It's impossible to have a conversation about hip hop culture and its aesthetic without mentioning the one and only Dapper Dan. Originally Daniel R. Day, the East Harlem-born designer and haberdasher is overwhelmingly credited with introducing high fashion to the hip hop world and the black community at large.


Day was born in 1944, just after the peak of the Harlem Renaissance, when horses and buggies still populated the streets and “white flight” hadn’t yet fueled economic havoc in the city. Still, Dan's rather large family — he was one of seven children — lived extremely modestly and he became a skilled gambler by the age of 13.


Though he just entered his teenage years, Dan had already developed a great sense of personal style, which earned him his famous moniker. It was bestowed upon him by his mentor on the streets, who saw the young man's ambition, style, and tenacity as attributes that would make him a successful swindler.


But a life of hustling soon took its toll. Dan developed a heroin problem by the time he got to high school and was arrested for dealing drugs by his early 20s. Incarceration, however, proved beneficial for Dan, who got sober within a month of entry by quitting cold turkey. A speech he heard by Malcolm X further made him want to change his life.


In the late 1960s, Dan began writing essays on Pan-Africanism for the Harlem-based Forty Acres and a Mule, started studying at the Countee Cullen Library and entered an academic program sponsored by the Urban League and Columbia University, which led to him touring Kenya, Uganda, Ethiopia, Egypt and Tanzania in 1968.

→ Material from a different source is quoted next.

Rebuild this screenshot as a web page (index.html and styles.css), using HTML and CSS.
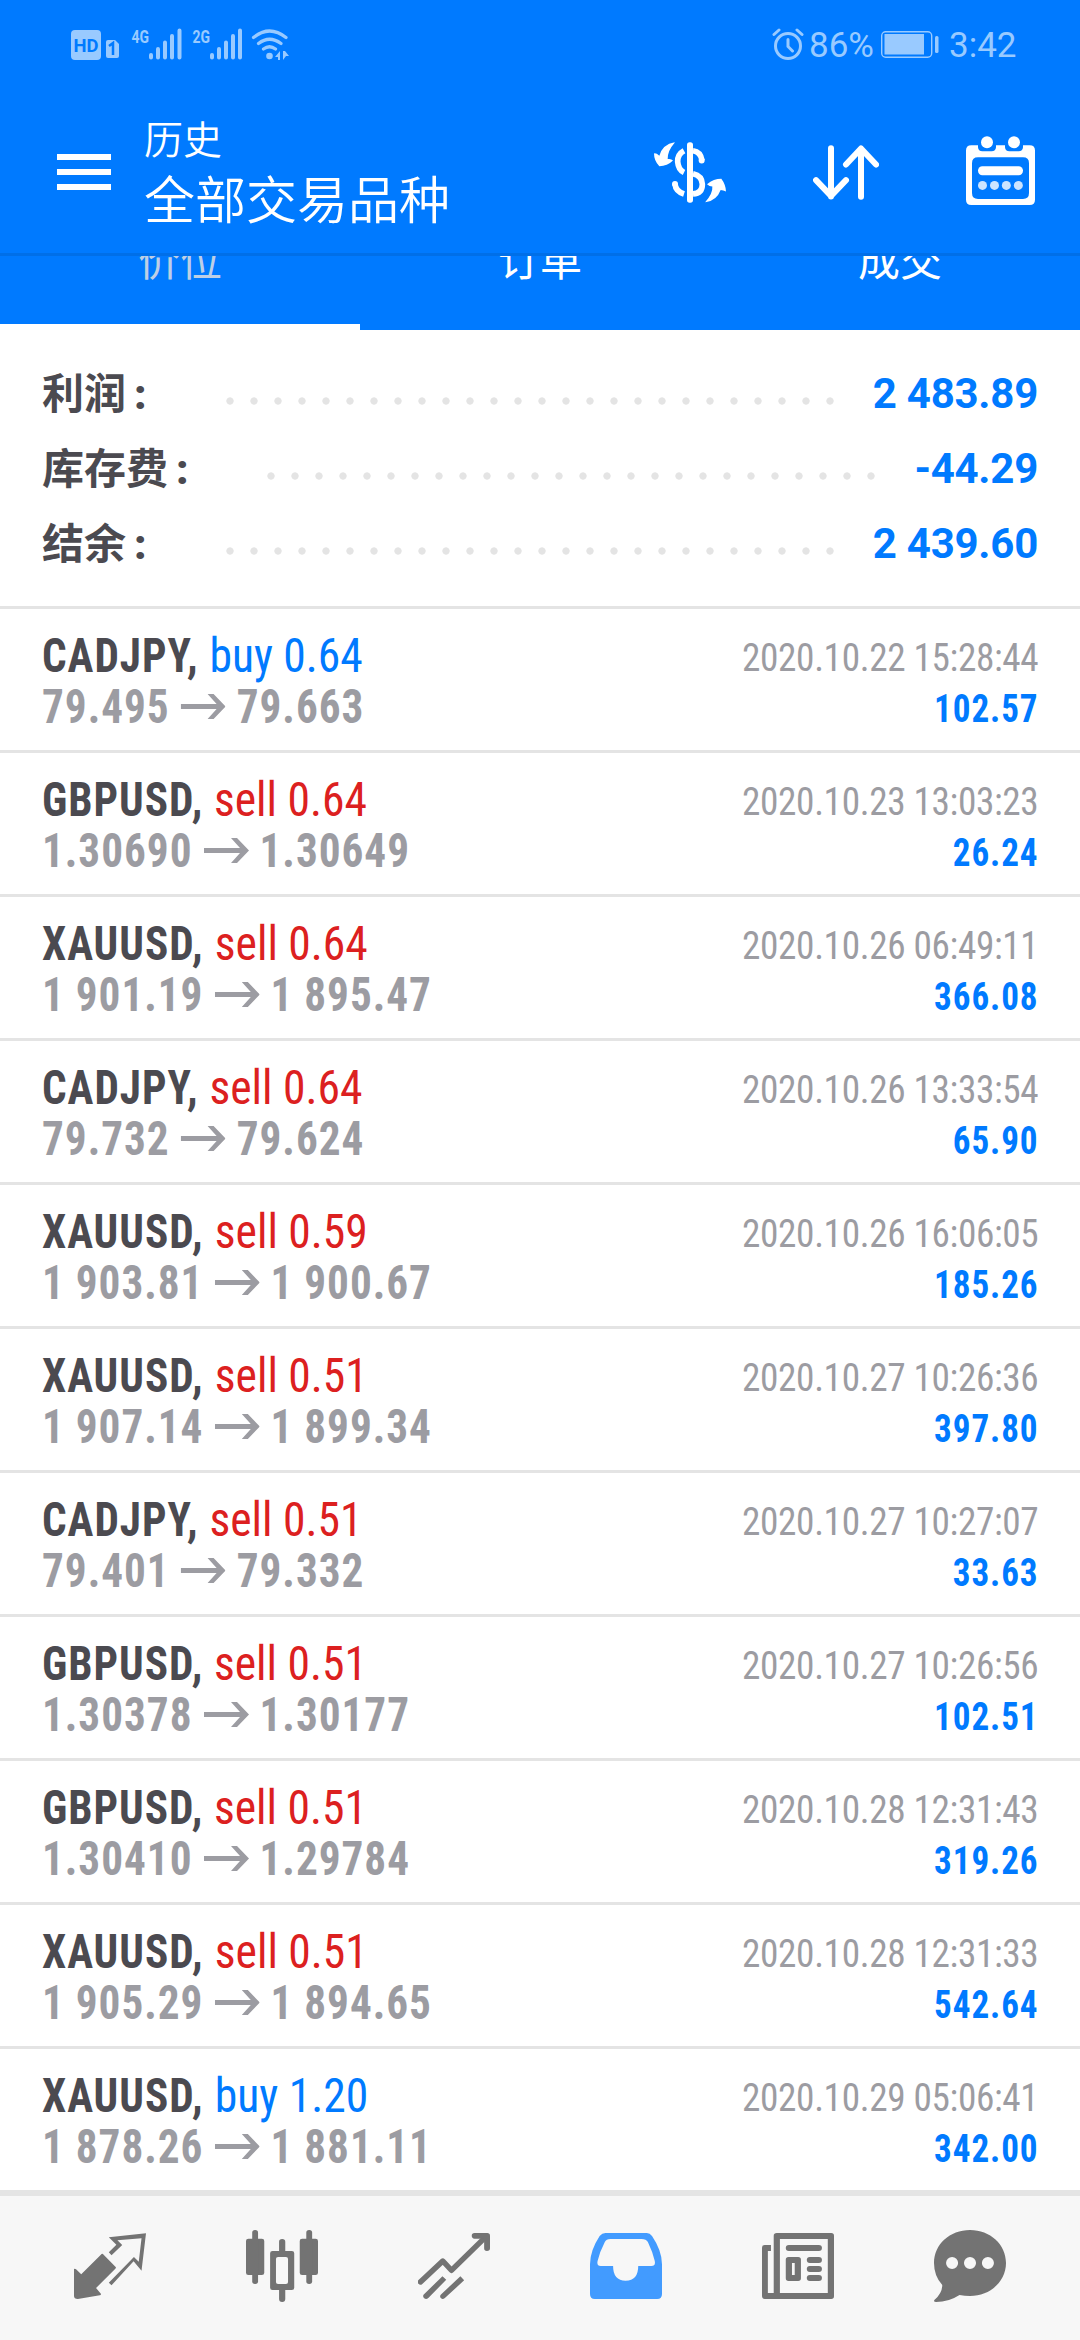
FILE: index.html
```html
<!DOCTYPE html>
<html lang="zh-CN">
<head>
<meta charset="utf-8">
<title>历史</title>
<link rel="stylesheet" href="styles.css">
</head>
<body>
<svg class="defs" aria-hidden="true">
  <symbol id="arrow" viewBox="0 0 45 25" preserveAspectRatio="none"><path d="M0 10H36L27 0H33L45 12.500L33 25H27L36 15H0Z"/></symbol>
</svg>
<div class="screen">
  <header class="top">
    <div class="status">
      <svg class="status-left" viewBox="71 26 220 36">
        <rect x="71" y="30" width="30" height="30" rx="4"/>
        <text class="hd" x="73.500" y="51.500" textLength="25" lengthAdjust="spacingAndGlyphs">HD</text>
        <path d="M108 40h7l4 4v12a2 2 0 0 1-2 2h-9a2 2 0 0 1-2-2v-14a2 2 0 0 1 2-2z"/>
        <path class="cut" d="M109 46l4-3v12"/>
        <text class="net" x="131.500" y="42.500" textLength="17.500" lengthAdjust="spacingAndGlyphs">4G</text>
        <path class="bars" d="M151 55v2.500M158 49v8.500M165 42.500v15M172 36v21.500M179.500 30.500v27"/>
        <text class="net" x="192.500" y="42.500" textLength="17.500" lengthAdjust="spacingAndGlyphs">2G</text>
        <path class="bars" d="M212 55v2.500M219 49v8.500M226 42.500v15M233 36v21.500M240 30.500v27"/>
        <path class="wifi" d="M253.500 37.500q16-13 32.500 0M258.500 43.500q11-8.500 22.500 0M263.500 49q6-4.500 12 0"/>
        <circle cx="269.500" cy="56" r="3.300"/>
        <path d="M280 51v9h-2v-3h-3zM283 60v-9h2l4 5h-3z"/>
      </svg>
      <div class="status-right">
        <svg class="alarm" viewBox="772 28 32 33"><circle cx="788" cy="46" r="12.500"/><path d="M788 39.500v7l4.500 4.500M774 34.500l5-4.500M802 34.500l-5-4.500"/></svg>
        <span class="percent">86%</span>
        <svg class="battery" viewBox="881 31 58 27"><rect class="shell" x="881.700" y="31.700" width="50" height="25.600" rx="4"/><rect x="884.500" y="34" width="39.500" height="20.500"/><rect x="935" y="36" width="3.500" height="17" rx="1.500"/></svg>
        <span class="clock">3:42</span>
      </div>
    </div>
    <div class="bar">
      <svg class="menu" viewBox="0 0 54 36"><path d="M0 0h54v6H0zM0 15h54v6H0zM0 30h54v6H0z"/></svg>
      <div class="titles">
        <div class="title">历史</div>
        <div class="subtitle">全部交易品种</div>
      </div>
      <div class="actions">
        <svg class="currency" viewBox="162 95 216 182" preserveAspectRatio="none">
          <path d="M224 96Q188 102 178 136Q168 127 162 129Q162 151 178 167Q202 167 219 150Q213 144 203 146Q202 122 224 97ZM316 275Q350 270 362 238Q370 238 378 243Q377 222 364 205Q341 205 321 221Q328 228 337 228Q339 248 316 274Z"/>
          <rect x="261" y="96" width="18" height="180" rx="8"/>
          <path class="curve" d="M252 121Q232 132 233 154Q235 178 252 186M279 121Q302 124 306 150M279 190Q306 196 307 221Q307 248 279 250M225 220Q227 242 252 250"/>
          <circle cx="305" cy="150" r="9"/><circle cx="225" cy="220" r="9"/>
        </svg>
        <svg class="sort" viewBox="639 104 198 164"><path d="M693 113V258M648 209L693 256L738 209M783 259V115M738 162L783 114L828 162"/></svg>
        <svg class="calendar" viewBox="1098 77 207 208" preserveAspectRatio="none">
          <path fill-rule="evenodd" d="M1114 105h20v6q1 12 13 12h28q12 0 13-12v-6h27v6q1 12 13 12h28q12 0 13-12v-6h20q16 0 16 16v148q0 16-16 16h-175q-16 0-16-16v-148q0-16 16-16ZM1134 141q-18 0-18 18v90q0 18 18 18h135q18 0 18-18v-90q0-18-18-18Z"/>
          <circle cx="1161" cy="96" r="18"/><circle cx="1242" cy="96" r="18"/>
          <rect x="1134" y="168" width="135" height="27" rx="13"/>
          <g opacity=".8"><circle cx="1147.500" cy="226" r="13.500"/><circle cx="1183.500" cy="226" r="13.500"/><circle cx="1219" cy="226" r="13.500"/><circle cx="1255" cy="226" r="13.500"/></g>
        </svg>
      </div>
    </div>
    <nav class="tabs">
      <span class="tab dim">价位</span>
      <span class="tab">订单</span>
      <span class="tab">成交</span>
    </nav>
  </header>

  <section class="summary">
    <div class="line"><span class="label">利润<i>:</i></span><span class="dots"></span><span class="value">2 483.89</span></div>
    <div class="line"><span class="label">库存费<i>:</i></span><span class="dots"></span><span class="value">-44.29</span></div>
    <div class="line"><span class="label">结余<i>:</i></span><span class="dots"></span><span class="value">2 439.60</span></div>
  </section>

  <main class="deals">
    <article class="deal"><div class="main"><p><b>CADJPY,</b> <span class="buy">buy 0.64</span></p><p class="price">79.495<svg><use href="#arrow"/></svg>79.663</p></div><div class="side"><p>2020.10.22 15:28:44</p><p class="profit">102.57</p></div></article>
    <article class="deal"><div class="main"><p><b>GBPUSD,</b> <span class="sell">sell 0.64</span></p><p class="price">1.30690<svg><use href="#arrow"/></svg>1.30649</p></div><div class="side"><p>2020.10.23 13:03:23</p><p class="profit">26.24</p></div></article>
    <article class="deal"><div class="main"><p><b>XAUUSD,</b> <span class="sell">sell 0.64</span></p><p class="price">1 901.19<svg><use href="#arrow"/></svg>1 895.47</p></div><div class="side"><p>2020.10.26 06:49:11</p><p class="profit">366.08</p></div></article>
    <article class="deal"><div class="main"><p><b>CADJPY,</b> <span class="sell">sell 0.64</span></p><p class="price">79.732<svg><use href="#arrow"/></svg>79.624</p></div><div class="side"><p>2020.10.26 13:33:54</p><p class="profit">65.90</p></div></article>
    <article class="deal"><div class="main"><p><b>XAUUSD,</b> <span class="sell">sell 0.59</span></p><p class="price">1 903.81<svg><use href="#arrow"/></svg>1 900.67</p></div><div class="side"><p>2020.10.26 16:06:05</p><p class="profit">185.26</p></div></article>
    <article class="deal"><div class="main"><p><b>XAUUSD,</b> <span class="sell">sell 0.51</span></p><p class="price">1 907.14<svg><use href="#arrow"/></svg>1 899.34</p></div><div class="side"><p>2020.10.27 10:26:36</p><p class="profit">397.80</p></div></article>
    <article class="deal"><div class="main"><p><b>CADJPY,</b> <span class="sell">sell 0.51</span></p><p class="price">79.401<svg><use href="#arrow"/></svg>79.332</p></div><div class="side"><p>2020.10.27 10:27:07</p><p class="profit">33.63</p></div></article>
    <article class="deal"><div class="main"><p><b>GBPUSD,</b> <span class="sell">sell 0.51</span></p><p class="price">1.30378<svg><use href="#arrow"/></svg>1.30177</p></div><div class="side"><p>2020.10.27 10:26:56</p><p class="profit">102.51</p></div></article>
    <article class="deal"><div class="main"><p><b>GBPUSD,</b> <span class="sell">sell 0.51</span></p><p class="price">1.30410<svg><use href="#arrow"/></svg>1.29784</p></div><div class="side"><p>2020.10.28 12:31:43</p><p class="profit">319.26</p></div></article>
    <article class="deal"><div class="main"><p><b>XAUUSD,</b> <span class="sell">sell 0.51</span></p><p class="price">1 905.29<svg><use href="#arrow"/></svg>1 894.65</p></div><div class="side"><p>2020.10.28 12:31:33</p><p class="profit">542.64</p></div></article>
    <article class="deal"><div class="main"><p><b>XAUUSD,</b> <span class="buy">buy 1.20</span></p><p class="price">1 878.26<svg><use href="#arrow"/></svg>1 881.11</p></div><div class="side"><p>2020.10.29 05:06:41</p><p class="profit">342.00</p></div></article>
  </main>

  <nav class="dock">
    <svg viewBox="215 180 209 216" preserveAspectRatio="none">
      <path d="M215 297Q218 295 221 298L236 313L293 254Q297 249 301 254L336 291Q338 293 335 296L279 354L293 371Q294 375 290 376L226 387Q215 387 215 378Z"/>
      <path fill-rule="evenodd" d="M316 202L424 190L411 302L388 274L324 346L316 338L389 261L403 275L411 205L341 211L355 225L324 256L316 247L338 224Z"/>
    </svg>
    <svg viewBox="714 180 209 216" preserveAspectRatio="none">
      <rect x="714" y="206" width="53" height="109" rx="7"/><rect x="732" y="180" width="17" height="162" rx="8"/>
      <rect x="870" y="206" width="53" height="109" rx="7"/><rect x="889" y="180" width="17" height="162" rx="8"/>
      <path fill-rule="evenodd" d="M791 243H810V215Q810 207 819 207Q828 207 828 215V243H847Q854 243 854 250V353Q854 360 847 360H828V387Q828 396 819 396Q810 396 810 387V360H791Q784 360 784 353V250Q784 243 791 243ZM807 261Q801 261 801 267V336Q801 342 807 342H830Q836 342 836 336V267Q836 261 830 261Z"/>
    </svg>
    <svg viewBox="1214 180 209 216" preserveAspectRatio="none">
      <path class="stroke" d="M1221 336L1286 273L1311 301L1412 199"/>
      <path d="M1378 189H1415Q1423 189 1423 197V235Q1423 243 1414 243Q1406 243 1406 235V206H1378Q1370 206 1370 197.500Q1370 189 1378 189Z"/>
      <path d="M1285 319L1296 329L1244 384Q1238 389 1232 385Q1227 380 1230 374ZM1337 319L1348 331L1292 384Q1286 389 1281 385Q1276 380 1280 374Z"/>
    </svg>
    <svg class="active" viewBox="145 180 209 216" preserveAspectRatio="none">
      <path fill-rule="evenodd" d="M190 189H310Q319 189 325 198Q354 242 354 283V372Q354 387 340 387H159Q145 387 145 372V283Q145 242 173 198Q180 189 190 189ZM204 207Q192 207 188 216Q173 246 167 273Q164 288 176 288H212Q212 332 248.500 332Q285 332 285 288H323Q336 288 333 273Q327 246 313 216Q308 207 295 207Z"/>
    </svg>
    <svg viewBox="645 180 209 216" preserveAspectRatio="none">
      <path fill-rule="evenodd" d="M688 189H846Q854 189 854 197V379Q854 387 846 387H653Q645 387 645 379V233Q645 225 653 225H671V243H662V369H679V197Q679 189 688 189ZM697 207V369H836V207Z"/>
      <rect x="714" y="225" width="105" height="18" rx="9"/><path fill-rule="evenodd" d="M722 261H750Q758 261 758 269V325Q758 333 750 333H722Q714 333 714 325V269Q714 261 722 261ZM732 279V315H740V279Z"/>
      <rect x="775" y="261" width="44" height="18" rx="9"/><rect x="775" y="288" width="44" height="18" rx="9"/><rect x="775" y="315" width="44" height="18" rx="9"/>
    </svg>
    <svg viewBox="1144 180 209 216" preserveAspectRatio="none">
      <path fill-rule="evenodd" d="M1248.500 180C1307 180 1353 223 1353 279C1353 334 1307 378 1248.500 378Q1233 378 1218 375Q1187 396 1150 396Q1142 396 1145 390Q1168 370 1168 345Q1144 318 1144 279C1144 223 1190 180 1248.500 180ZM1179 279A17.500 18 0 0 0 1214 279A17.500 18 0 0 0 1179 279ZM1231 279A17.500 18 0 0 0 1266 279A17.500 18 0 0 0 1231 279ZM1283 279A17.500 18 0 0 0 1318 279A17.500 18 0 0 0 1283 279Z"/>
    </svg>
  </nav>
</div>
</body>
</html>
```
FILE: styles.css
```css
* { box-sizing: border-box; }
body { margin: 0; font-family: Roboto, "Noto Sans CJK SC", sans-serif; background: #fff; }
p { margin: 0; }
svg { display: block; flex: none; }
.defs { position: absolute; width: 0; height: 0; }
.screen { width: 1080px; height: 2340px; display: flex; flex-direction: column; overflow: hidden; }

.top { flex: none; height: 330px; background: #007aff; color: #fff; fill: #fff; display: flex; flex-direction: column; }
.status { height: 90px; padding: 0 67px 0 71px; display: flex; justify-content: space-between; color: #99caff; fill: #99caff; }
.status-left { width: 220px; height: 36px; margin-top: 26px; }
.hd { font: 700 18px Roboto, sans-serif; fill: #007aff; }
.net { font: 700 19px Roboto, sans-serif; }
.cut { fill: none; stroke: #007aff; stroke-width: 2.5; }
.bars { stroke: #99caff; stroke-width: 4; stroke-linecap: round; }
.wifi { fill: none; stroke: #99caff; stroke-width: 3.2; stroke-linecap: round; }
.status-right { display: flex; align-items: flex-start; font-size: 35px; line-height: 41px; padding-top: 25px; }
.alarm { width: 32px; height: 33px; margin-top: 3px; fill: none; stroke: #99caff; stroke-width: 3; stroke-linecap: round; }
.percent { width: 63px; margin: 0 9px 0 5px; white-space: nowrap; }
.battery { width: 58px; height: 27px; margin-top: 6px; }
.shell { fill: none; stroke: #99caff; stroke-width: 1.4; }
.clock { width: 64px; margin-left: 10px; white-space: nowrap; }

.bar { height: 166px; padding: 0 45px 0 57px; display: flex; border-bottom: 3px solid #006fe8; }
.menu { width: 54px; height: 36px; margin-top: 64px; }
.titles { margin-left: 33px; padding-top: 26px; font-weight: 350; }
.title { font-size: 39px; line-height: 50px; }
.subtitle { font-size: 51px; line-height: 72px; }
.actions { margin-left: auto; display: flex; }
.currency { width: 72px; height: 61px; margin-top: 52px; }
.curve { fill: none; stroke: #fff; stroke-width: 17; }
.sort { width: 66px; height: 55px; margin: 55px 87px 0; fill: none; stroke: #fff; stroke-width: 18; stroke-linecap: round; stroke-linejoin: round; }
.calendar { width: 69px; height: 69px; margin-top: 46px; }

.tabs { height: 74px; display: grid; grid-template-columns: repeat(3, 1fr); overflow: hidden; }
.tab { font-size: 42px; line-height: 60px; height: 92px; margin-top: -24px; text-align: center; }
.dim { color: #bdcfe6; }
.tab:first-child { box-shadow: 0 6px 0 #fff; }

.summary { flex: none; height: 279px; padding: 26px 42px 0; border-bottom: 3px solid #e4e4e4; }
.line { height: 75px; display: flex; align-items: center; font-size: 42px; font-weight: 700; line-height: 75px; color: #4b4a50; }
.label { padding-top: 1px; }
.label i { font-style: normal; font-weight: 900; margin-left: 8px; }
.dots { width: 624px; height: 8px; margin: 14px 31px 0 auto; background: radial-gradient(circle, #e4e4e4 3.3px, transparent 4px) 0 0 / 24px 8px; }
.value { color: #007aff; letter-spacing: -.25px; }

.deals { flex: none; height: 1581px; overflow: hidden; }
.deal { height: 144px; padding: 21px 42px 0; border-bottom: 3px solid #e4e4e4; display: flex; justify-content: space-between; font-family: Roboto, "Roboto Condensed", sans-serif; font-stretch: 75%; line-height: 51px; white-space: nowrap; }
.main { font-size: 48px; color: #4b4a50; }
.main p { height: 51px; transform: scaleX(.9); transform-origin: left; }
.main b, .price { letter-spacing: 1.1px; }
.buy, .profit { color: #007aff; }
.sell { color: #dc2020; }
.buy, .sell { display: inline-block; margin-left: 1px; transform: scaleX(1.055); transform-origin: left; }
.price { display: flex; font-weight: 700; color: #9c9ca2; fill: #9c9ca2; }
.price svg { width: 50px; height: 25px; margin: 13px 12px 0 12.5px; }
.side { padding-top: 3px; font-size: 39px; color: #9c9ca2; text-align: right; }
.side p { transform: scaleX(.955); transform-origin: right; letter-spacing: -.36px; }
.side .profit { transform: scaleX(.9); font-weight: 700; color: #007aff; letter-spacing: 1px; }

.dock { flex: none; height: 150px; padding: 34px 74px 0; background: #f7f7f7; border-top: 6px solid #e4e4e4; display: flex; justify-content: space-between; fill: #737373; }
.dock svg { width: 72px; height: 72px; }
.dock .active { fill: #429bff; }
.stroke { fill: none; stroke: #737373; stroke-width: 16; stroke-linecap: round; stroke-linejoin: round; }
```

He returned to Africa six years later to witness the legendary fight between Muhammad Ali and George Foreman in what is now the Democratic Republic of the Congo. The event was postponed, but Dan never made it to the rescheduled match due to a chance meeting with an African tailor, who introduced Dan to suits that changed his life.


Dan became a clothier upon his return to New York. At first, he sold shoplifted items out of his car, but eventually saved enough money to open Dapper Dan's Boutique in 1982.

To accommodate the schedules of his more shady clients, he often stayed open late, operated seven days a week, and made himself available 24 hours a day.


“At first, the boutique sold furs. But when the girlfriend of a drug dealer came in with a Louis Vuitton purse, and Day saw the faces in the store all turn to look at it, he realized that the power of fashion went beyond aesthetics. He went to his local library to study the origins of the Gucci and Fendi logos and their evolution from mere hallmarks to status symbols. He understood what wearing a designer logo meant to his customers and how it made them feel.”

Unable to formally break into the fashion industry, the designer studied and worked on his own. “The first piece Day made was a jacket, which he trimmed with logo-printed canvas garment bags he had purchased from Gucci. The jacket was a hit after a client wore it to a party and everyone wanted to know where it came from.”


Soon, his designs became preferred to the ones made by the fashion houses he was ripping off. “His bold prints were synonymous with the bombastic style and braggadocio that was beginning to typify hip-hop – and Day was creating designs for the cream of that scene.”


If you can picture LL Cool J or Rakim in 1987, you're probably picturing them wearing something made by Dapper Dan. “Day’s ostentatious creations didn’t emulate, but rather amped up the luxury of existing labels, and he took to referring to them as ‘knock-up’ as opposed to ‘knock-offs.’”


Unfortunately Dan’s success was noted by the police who started to question the legality of his business practices and regularly raid his boutique. More misfortune followed and, after a successful trademark infringement case from Fendi in 1992, Dan was forced to shut down his boutique for good and returned to selling on the street.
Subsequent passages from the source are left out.